## What you should do:
Transcribe the data in full and exactly, omitting any pictures.

## Data block:
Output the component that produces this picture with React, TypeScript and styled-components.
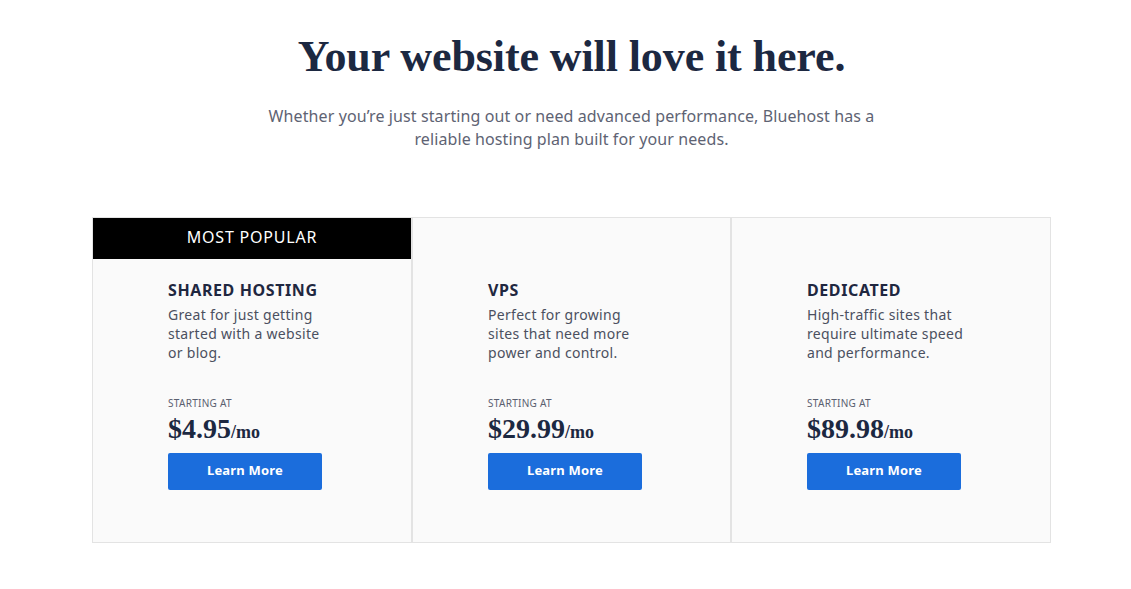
import React from 'react';
import styled, { createGlobalStyle } from 'styled-components';

const GlobalStyle = createGlobalStyle`
  * {
    box-sizing: border-box;
  }

  body {
    margin: 0;
    background: #ffffff;
    font-family: 'Noto Sans', 'DejaVu Sans', sans-serif;
  }
`;

const Section = styled.section`
  display: flex;
  flex-direction: column;
  align-items: center;
  padding: 32px 0 46px 12px;
`;

const Heading = styled.h1`
  margin: 0;
  font-family: 'Liberation Serif', 'DejaVu Serif', serif;
  font-weight: 700;
  font-size: 44px;
  line-height: 50px;
  color: #1c2841;
  letter-spacing: -0.1px;
`;

const Intro = styled.p`
  margin: 23px 0 0;
  width: 630px;
  text-align: center;
  font-size: 16px;
  line-height: 23px;
  letter-spacing: 0.1px;
  color: #5e6373;
`;

const Plans = styled.div`
  display: grid;
  grid-template-columns: 320px 319px 320px;
  margin-top: 66px;
`;

const Plan = styled.div`
  position: relative;
  height: 326px;
  background: #fafafa;
  border: 1px solid #e3e3e3;
  padding: 62px 20px 0 75px;
`;

const Badge = styled.div`
  position: absolute;
  top: 0;
  left: 0;
  right: 0;
  height: 41px;
  padding-bottom: 3px;
  background: #000000;
  color: #ffffff;
  display: flex;
  align-items: center;
  justify-content: center;
  font-size: 16px;
  letter-spacing: 0.8px;
`;

const PlanName = styled.h3`
  margin: 0;
  font-size: 16px;
  line-height: 20px;
  font-weight: 700;
  color: #1f2740;
  letter-spacing: 0.6px;
`;

const PlanText = styled.p`
  margin: 5px 0 0;
  width: 168px;
  font-size: 14px;
  line-height: 19px;
  letter-spacing: 0.3px;
  color: #4b5060;
`;

const Starting = styled.div`
  margin-top: 35px;
  font-size: 10px;
  line-height: 12px;
  letter-spacing: 0.3px;
  color: #5b6070;
  text-transform: uppercase;
`;

const Price = styled.div`
  margin-top: 5px;
  font-family: 'Liberation Serif', 'DejaVu Serif', serif;
  font-weight: 700;
  font-size: 28px;
  line-height: 30px;
  color: #1c2841;
`;

const Per = styled.span`
  font-size: 18px;
`;

const LearnButton = styled.button`
  display: block;
  margin-top: 6px;
  width: 154px;
  height: 37px;
  padding: 0 0 3px;
  border: none;
  border-radius: 2px;
  background: #1b6ddc;
  color: #ffffff;
  font-family: inherit;
  font-size: 13px;
  font-weight: 700;
  letter-spacing: 0.2px;
  cursor: pointer;
`;

const plans = [
  {
    name: 'Shared Hosting',
    text: 'Great for just getting started with a website or blog.',
    price: '$4.95',
    popular: true,
  },
  {
    name: 'VPS',
    text: 'Perfect for growing sites that need more power and control.',
    price: '$29.99',
  },
  {
    name: 'Dedicated',
    text: 'High-traffic sites that require ultimate speed and performance.',
    price: '$89.98',
  },
];

export default function App() {
  return (
    <>
      <GlobalStyle />
      <Section>
        <Heading>Your website will love it here.</Heading>
        <Intro>
          Whether you’re just starting out or need advanced performance, Bluehost has a
          reliable hosting plan built for your needs.
        </Intro>
        <Plans>
          {plans.map((plan) => (
            <Plan key={plan.name}>
              {plan.popular && <Badge>MOST POPULAR</Badge>}
              <PlanName>{plan.name.toUpperCase()}</PlanName>
              <PlanText>{plan.text}</PlanText>
              <Starting>Starting at</Starting>
              <Price>
                {plan.price}
                <Per>/mo</Per>
              </Price>
              <LearnButton>Learn More</LearnButton>
            </Plan>
          ))}
        </Plans>
      </Section>
    </>
  );
}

## Complete output:
Output the component that produces this picture with React, TypeScript and styled-components.
import React from 'react';
import styled, { createGlobalStyle } from 'styled-components';

const GlobalStyle = createGlobalStyle`
  * {
    box-sizing: border-box;
  }

  body {
    margin: 0;
    background: #ffffff;
    font-family: 'Noto Sans', 'DejaVu Sans', sans-serif;
  }
`;

const Section = styled.section`
  display: flex;
  flex-direction: column;
  align-items: center;
  padding: 32px 0 46px 12px;
`;

const Heading = styled.h1`
  margin: 0;
  font-family: 'Liberation Serif', 'DejaVu Serif', serif;
  font-weight: 700;
  font-size: 44px;
  line-height: 50px;
  color: #1c2841;
  letter-spacing: -0.1px;
`;

const Intro = styled.p`
  margin: 23px 0 0;
  width: 630px;
  text-align: center;
  font-size: 16px;
  line-height: 23px;
  letter-spacing: 0.1px;
  color: #5e6373;
`;

const Plans = styled.div`
  display: grid;
  grid-template-columns: 320px 319px 320px;
  margin-top: 66px;
`;

const Plan = styled.div`
  position: relative;
  height: 326px;
  background: #fafafa;
  border: 1px solid #e3e3e3;
  padding: 62px 20px 0 75px;
`;

const Badge = styled.div`
  position: absolute;
  top: 0;
  left: 0;
  right: 0;
  height: 41px;
  padding-bottom: 3px;
  background: #000000;
  color: #ffffff;
  display: flex;
  align-items: center;
  justify-content: center;
  font-size: 16px;
  letter-spacing: 0.8px;
`;

const PlanName = styled.h3`
  margin: 0;
  font-size: 16px;
  line-height: 20px;
  font-weight: 700;
  color: #1f2740;
  letter-spacing: 0.6px;
`;

const PlanText = styled.p`
  margin: 5px 0 0;
  width: 168px;
  font-size: 14px;
  line-height: 19px;
  letter-spacing: 0.3px;
  color: #4b5060;
`;

const Starting = styled.div`
  margin-top: 35px;
  font-size: 10px;
  line-height: 12px;
  letter-spacing: 0.3px;
  color: #5b6070;
  text-transform: uppercase;
`;

const Price = styled.div`
  margin-top: 5px;
  font-family: 'Liberation Serif', 'DejaVu Serif', serif;
  font-weight: 700;
  font-size: 28px;
  line-height: 30px;
  color: #1c2841;
`;

const Per = styled.span`
  font-size: 18px;
`;

const LearnButton = styled.button`
  display: block;
  margin-top: 6px;
  width: 154px;
  height: 37px;
  padding: 0 0 3px;
  border: none;
  border-radius: 2px;
  background: #1b6ddc;
  color: #ffffff;
  font-family: inherit;
  font-size: 13px;
  font-weight: 700;
  letter-spacing: 0.2px;
  cursor: pointer;
`;

const plans = [
  {
    name: 'Shared Hosting',
    text: 'Great for just getting started with a website or blog.',
    price: '$4.95',
    popular: true,
  },
  {
    name: 'VPS',
    text: 'Perfect for growing sites that need more power and control.',
    price: '$29.99',
  },
  {
    name: 'Dedicated',
    text: 'High-traffic sites that require ultimate speed and performance.',
    price: '$89.98',
  },
];

export default function App() {
  return (
    <>
      <GlobalStyle />
      <Section>
        <Heading>Your website will love it here.</Heading>
        <Intro>
          Whether you’re just starting out or need advanced performance, Bluehost has a
          reliable hosting plan built for your needs.
        </Intro>
        <Plans>
          {plans.map((plan) => (
            <Plan key={plan.name}>
              {plan.popular && <Badge>MOST POPULAR</Badge>}
              <PlanName>{plan.name.toUpperCase()}</PlanName>
              <PlanText>{plan.text}</PlanText>
              <Starting>Starting at</Starting>
              <Price>
                {plan.price}
                <Per>/mo</Per>
              </Price>
              <LearnButton>Learn More</LearnButton>
            </Plan>
          ))}
        </Plans>
      </Section>
    </>
  );
}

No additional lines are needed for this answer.